Cholley played his last Test in 1979 and eight years later Castres honoured his immense contribution to French rugby with a testimonial, attended by several Welsh players. The man with the big right hook also proved he had a heart of similar size by donating all the money raised to a mental health charity.

So what about that accolade? Did he take offence at being voted the Most Frightening Frenchman by the Sunday Times, which also described him as “the baddest man ever” Cholley laughs at the question. “No, it’s a compliment! It’s true. In some matches I started on the loose-head and then moved across to the other side if our tight-head was having a problem. I would sort out the problem.”

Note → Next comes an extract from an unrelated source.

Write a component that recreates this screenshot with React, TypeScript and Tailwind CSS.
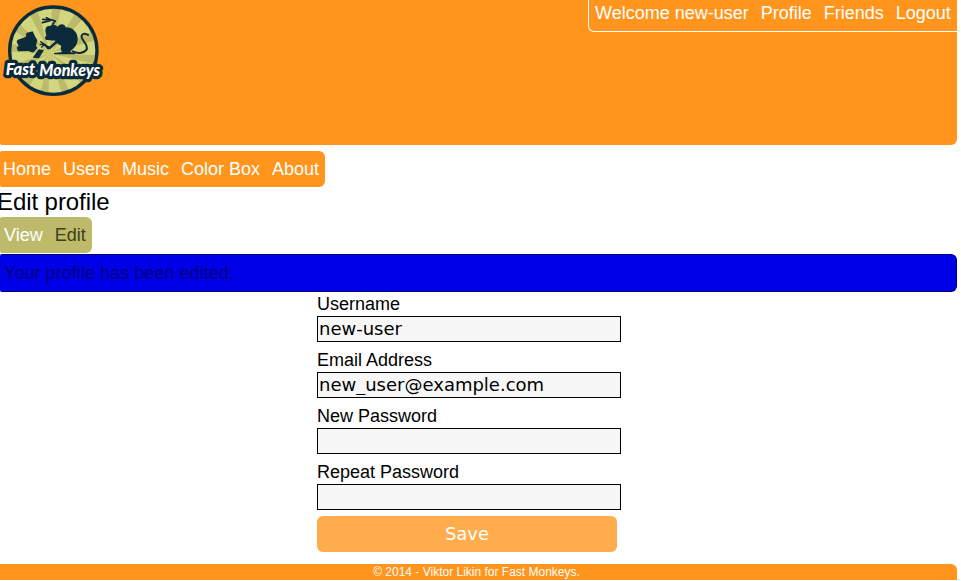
import React from "react";

const RAYS = Array.from({ length: 12 }, (_, i) => i * 30);

function Logo() {
  return (
    <svg className="block h-[100px] w-[110px]" viewBox="0 0 330 300" role="img" aria-label="Fast Monkeys">
      <defs>
        <clipPath id="disc">
          <circle cx="160" cy="152" r="128" />
        </clipPath>
      </defs>
      <circle cx="160" cy="152" r="131" fill="#d2d67f" />
      <g clipPath="url(#disc)" fill="#bbba69">
        {RAYS.map((angle) => (
          <path key={angle} d="M150 160L132 -20L168 -20Z" transform={`rotate(${angle + 8} 150 160)`} />
        ))}
      </g>
      <circle cx="160" cy="152" r="131" fill="none" stroke="#0c2b3a" strokeWidth="10" />
      <g fill="#0c2b3a">
        <path d="M52 120L78 110L79 99L98 94L105 109L112 121L108 137L113 144L99 158L86 153L54 154L50 143L56 137L50 126Z" />
        <path d="M116 148L132 150L117 175L98 173Z" />
        <path d="M137 98C134 84 140 76 150 78C157 71 167 74 173 80C179 71 194 70 197 82C218 82 232 96 233 115C234 130 226 143 215 150C207 156 212 157 224 158L226 163L162 163L162 159L187 156C182 153 181 145 184 138L171 130L150 148L142 148L133 137L150 139L167 122L141 120C134 119 133 111 139 107Z" />
      </g>
      <g fill="none" stroke="#0c2b3a" strokeLinecap="round" strokeLinejoin="round">
        <path d="M163 80L158 73L166 63L149 58L139 53M150 60L128 58M150 62L127 68" strokeWidth="5" />
        <path d="M148 143L133 132L121 133M133 132L122 125M135 133L125 141" strokeWidth="4" />
        <path d="M218 154C231 161 250 161 259 150C269 135 240 119 245 107C248 100 258 99 264 105" strokeWidth="6" />
      </g>
      <g
        fontFamily="Lato, 'Liberation Sans', sans-serif"
        fontWeight="900"
        fontStyle="italic"
        fontSize="51"
        fill="#fff"
        strokeLinejoin="round"
      >
        <g stroke="#0c2b3a" strokeWidth="20">
          <text x="17" y="226" textLength="88" lengthAdjust="spacingAndGlyphs">Fast</text>
          <text x="118" y="227" textLength="182" lengthAdjust="spacingAndGlyphs">Monkeys</text>
        </g>
        <g aria-hidden="true">
          <text x="17" y="226" textLength="88" lengthAdjust="spacingAndGlyphs">Fast</text>
          <text x="118" y="227" textLength="182" lengthAdjust="spacingAndGlyphs">Monkeys</text>
        </g>
      </g>
    </svg>
  );
}

function Field({ label, value = "", type = "text" }: { label: string; value?: string; type?: string }) {
  return (
    <label className="block h-14">
      <span className="block h-6 leading-6">{label}</span>
      <input
        type={type}
        defaultValue={value}
        className="block h-[26px] w-[304px] border border-black bg-[#f7f7f7] px-px pb-0.5 font-['DejaVu_Sans',sans-serif] text-[18px] leading-[22px] outline-none"
      />
    </label>
  );
}

export default function App() {
  return (
    <div className="h-[581px] w-[961px] overflow-hidden bg-white pr-1 font-['Liberation_Sans',Arial,sans-serif] text-[18px] leading-6 text-black">
      <header className="flex h-[145px] items-start justify-between rounded-br-md rounded-bl-[2px] bg-[#ff951c]">
        <Logo />
        <nav className="flex h-8 w-[369px] gap-3 rounded-bl-md border-b border-l border-white pt-px pl-1.5 whitespace-nowrap text-white">
          <span>Welcome new-user</span>
          <a>Profile</a>
          <a>Friends</a>
          <a>Logout</a>
        </nav>
      </header>
      <nav className="mt-1.5 flex h-9 w-[325px] items-center gap-3 rounded-r-md rounded-l-[2px] bg-[#ff951c] pl-[3px] whitespace-nowrap text-white">
        <a>Home</a>
        <a>Users</a>
        <a>Music</a>
        <a>Color Box</a>
        <a>About</a>
      </nav>
      <h1 className="-ml-[3px] h-[30px] text-[24px] leading-[30px] tracking-[-0.08px]">Edit profile</h1>
      <nav className="flex h-9 w-[92px] items-center gap-3 rounded-r-md rounded-l-[2px] bg-[#bdbb6b] pl-1 text-white">
        <a>View</a>
        <a className="text-[#3f3f14]">Edit</a>
      </nav>
      <div className="mt-px flex h-[38px] items-center rounded-r-md rounded-l-[2px] border-y border-r border-[#000080] bg-[#0000e6] pl-1 tracking-[0.05px] text-[#000080]">
        Your profile has been edited.
      </div>
      <form className="ml-[317px] w-[304px]" onSubmit={(e) => e.preventDefault()}>
        <Field label="Username" value="new-user" />
        <Field label="Email Address" value="new_user@example.com" />
        <Field label="New Password" type="password" />
        <Field label="Repeat Password" type="password" />
        <button className="block h-9 w-[300px] rounded-md bg-[#ffac4c] font-['DejaVu_Sans',sans-serif] text-[18px] text-white">
          Save
        </button>
      </form>
      <footer className="mt-3 h-4 rounded-tr-md bg-[#ff951c] pr-1 text-center text-[12px] leading-4 text-white">
        © 2014 - Viktor Likin for Fast Monkeys.
      </footer>
    </div>
  );
}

Feared: Bobby Windsor said Cholley had a neck like an Aberdeen Angus bull

Feared: Bobby Windsor said Cholley had a neck like an Aberdeen Angus bull

The days when props resolved their problems without the interference of officials are long gone and Test match rugby has never been cleaner. But Cholley and his generation have no need to apologise for what they did on a rugby field. It was brutal, but it was of its time, and was it anymore brutal than many of the high tackles seen in today’s game? The nature of rugby’s violence has evolved over the decades into something shrewder and arguably more dangerous.
Cholley certainly feels no need to atone. “Let me tell you something,” he says. “In life what matters isn’t whether you’re talked about nicely or badly, but just that you’re talked about.”